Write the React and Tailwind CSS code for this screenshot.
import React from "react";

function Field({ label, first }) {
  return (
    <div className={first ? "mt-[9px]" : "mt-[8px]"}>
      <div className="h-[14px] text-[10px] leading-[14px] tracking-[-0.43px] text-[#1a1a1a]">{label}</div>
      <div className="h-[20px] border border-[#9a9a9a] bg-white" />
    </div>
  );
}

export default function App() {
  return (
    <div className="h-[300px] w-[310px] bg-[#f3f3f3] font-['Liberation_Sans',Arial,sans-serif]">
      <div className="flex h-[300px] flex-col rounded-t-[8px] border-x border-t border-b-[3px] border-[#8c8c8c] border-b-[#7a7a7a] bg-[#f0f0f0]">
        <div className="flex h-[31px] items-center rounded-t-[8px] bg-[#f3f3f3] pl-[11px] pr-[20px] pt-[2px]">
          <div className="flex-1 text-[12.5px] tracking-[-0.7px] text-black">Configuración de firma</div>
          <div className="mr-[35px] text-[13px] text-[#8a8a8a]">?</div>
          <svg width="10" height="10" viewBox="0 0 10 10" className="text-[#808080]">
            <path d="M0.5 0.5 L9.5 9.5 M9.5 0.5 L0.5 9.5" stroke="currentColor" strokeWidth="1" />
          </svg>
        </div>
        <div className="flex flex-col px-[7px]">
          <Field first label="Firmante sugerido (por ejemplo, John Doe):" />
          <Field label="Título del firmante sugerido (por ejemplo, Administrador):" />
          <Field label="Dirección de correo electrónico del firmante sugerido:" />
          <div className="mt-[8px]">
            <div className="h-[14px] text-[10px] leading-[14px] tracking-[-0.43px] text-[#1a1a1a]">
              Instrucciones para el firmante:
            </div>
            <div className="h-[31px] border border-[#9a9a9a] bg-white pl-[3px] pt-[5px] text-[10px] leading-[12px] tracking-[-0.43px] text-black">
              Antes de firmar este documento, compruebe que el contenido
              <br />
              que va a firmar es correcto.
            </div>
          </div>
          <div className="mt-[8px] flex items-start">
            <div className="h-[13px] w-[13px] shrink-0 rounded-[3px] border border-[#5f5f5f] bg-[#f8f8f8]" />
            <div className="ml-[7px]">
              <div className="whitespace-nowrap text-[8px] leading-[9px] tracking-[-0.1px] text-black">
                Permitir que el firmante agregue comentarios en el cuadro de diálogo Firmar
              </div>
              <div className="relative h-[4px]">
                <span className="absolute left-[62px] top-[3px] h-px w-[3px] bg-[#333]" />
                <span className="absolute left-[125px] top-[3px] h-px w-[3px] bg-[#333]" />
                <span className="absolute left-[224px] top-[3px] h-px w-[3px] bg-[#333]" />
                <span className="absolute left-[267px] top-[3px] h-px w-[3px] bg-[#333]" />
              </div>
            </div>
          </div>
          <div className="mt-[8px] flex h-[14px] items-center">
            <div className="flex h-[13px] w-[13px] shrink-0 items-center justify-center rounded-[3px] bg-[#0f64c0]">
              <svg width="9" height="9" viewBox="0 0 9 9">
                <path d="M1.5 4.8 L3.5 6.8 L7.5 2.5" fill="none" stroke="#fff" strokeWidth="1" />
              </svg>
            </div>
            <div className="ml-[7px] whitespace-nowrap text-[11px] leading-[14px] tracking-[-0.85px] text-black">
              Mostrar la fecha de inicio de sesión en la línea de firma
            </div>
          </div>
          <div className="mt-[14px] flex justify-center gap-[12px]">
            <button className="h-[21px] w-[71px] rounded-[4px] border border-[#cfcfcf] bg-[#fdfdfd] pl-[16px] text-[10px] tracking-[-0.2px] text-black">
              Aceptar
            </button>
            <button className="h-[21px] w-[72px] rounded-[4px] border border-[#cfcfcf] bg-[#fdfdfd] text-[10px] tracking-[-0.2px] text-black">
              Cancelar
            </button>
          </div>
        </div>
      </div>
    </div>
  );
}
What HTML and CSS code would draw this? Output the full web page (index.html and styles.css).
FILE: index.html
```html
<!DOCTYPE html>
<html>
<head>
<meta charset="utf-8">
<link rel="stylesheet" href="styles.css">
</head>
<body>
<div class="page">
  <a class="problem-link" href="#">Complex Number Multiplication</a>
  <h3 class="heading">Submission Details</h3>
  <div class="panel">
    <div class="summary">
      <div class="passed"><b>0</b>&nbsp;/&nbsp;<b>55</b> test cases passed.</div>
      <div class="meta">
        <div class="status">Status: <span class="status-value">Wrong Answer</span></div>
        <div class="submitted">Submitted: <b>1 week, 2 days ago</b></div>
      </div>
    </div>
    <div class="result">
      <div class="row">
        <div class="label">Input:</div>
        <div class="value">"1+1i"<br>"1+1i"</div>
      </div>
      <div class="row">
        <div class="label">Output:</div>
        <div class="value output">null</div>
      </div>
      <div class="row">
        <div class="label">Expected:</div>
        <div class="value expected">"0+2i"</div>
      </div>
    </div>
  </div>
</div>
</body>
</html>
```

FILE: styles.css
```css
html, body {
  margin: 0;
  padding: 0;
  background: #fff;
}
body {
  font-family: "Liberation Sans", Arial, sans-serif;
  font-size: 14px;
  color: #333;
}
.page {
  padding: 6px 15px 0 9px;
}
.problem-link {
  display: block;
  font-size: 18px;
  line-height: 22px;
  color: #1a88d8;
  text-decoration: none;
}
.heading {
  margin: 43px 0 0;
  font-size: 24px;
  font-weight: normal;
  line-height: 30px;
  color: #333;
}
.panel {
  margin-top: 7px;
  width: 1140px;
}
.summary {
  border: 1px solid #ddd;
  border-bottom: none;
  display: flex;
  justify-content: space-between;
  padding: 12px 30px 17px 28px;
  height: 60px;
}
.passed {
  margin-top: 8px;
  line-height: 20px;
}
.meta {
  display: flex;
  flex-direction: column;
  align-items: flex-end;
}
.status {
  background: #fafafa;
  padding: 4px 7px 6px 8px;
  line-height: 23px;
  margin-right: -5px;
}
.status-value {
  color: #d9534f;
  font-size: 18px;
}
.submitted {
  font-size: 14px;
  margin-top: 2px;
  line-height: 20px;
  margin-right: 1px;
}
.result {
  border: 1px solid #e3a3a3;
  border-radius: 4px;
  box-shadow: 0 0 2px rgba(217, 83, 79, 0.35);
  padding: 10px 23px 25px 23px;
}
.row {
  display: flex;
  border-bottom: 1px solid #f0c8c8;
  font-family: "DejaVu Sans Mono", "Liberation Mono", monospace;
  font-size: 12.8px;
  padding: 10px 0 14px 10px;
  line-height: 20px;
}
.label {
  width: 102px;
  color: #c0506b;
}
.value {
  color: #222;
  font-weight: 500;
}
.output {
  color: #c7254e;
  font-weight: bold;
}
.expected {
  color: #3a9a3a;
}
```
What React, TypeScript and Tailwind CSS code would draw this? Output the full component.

What the task requires: Identify all lines in the records above with the word "React".

Exercise result:
Write the React and Tailwind CSS code for this screenshot.
import React from "react";
What React, TypeScript and Tailwind CSS code would draw this? Output the full component.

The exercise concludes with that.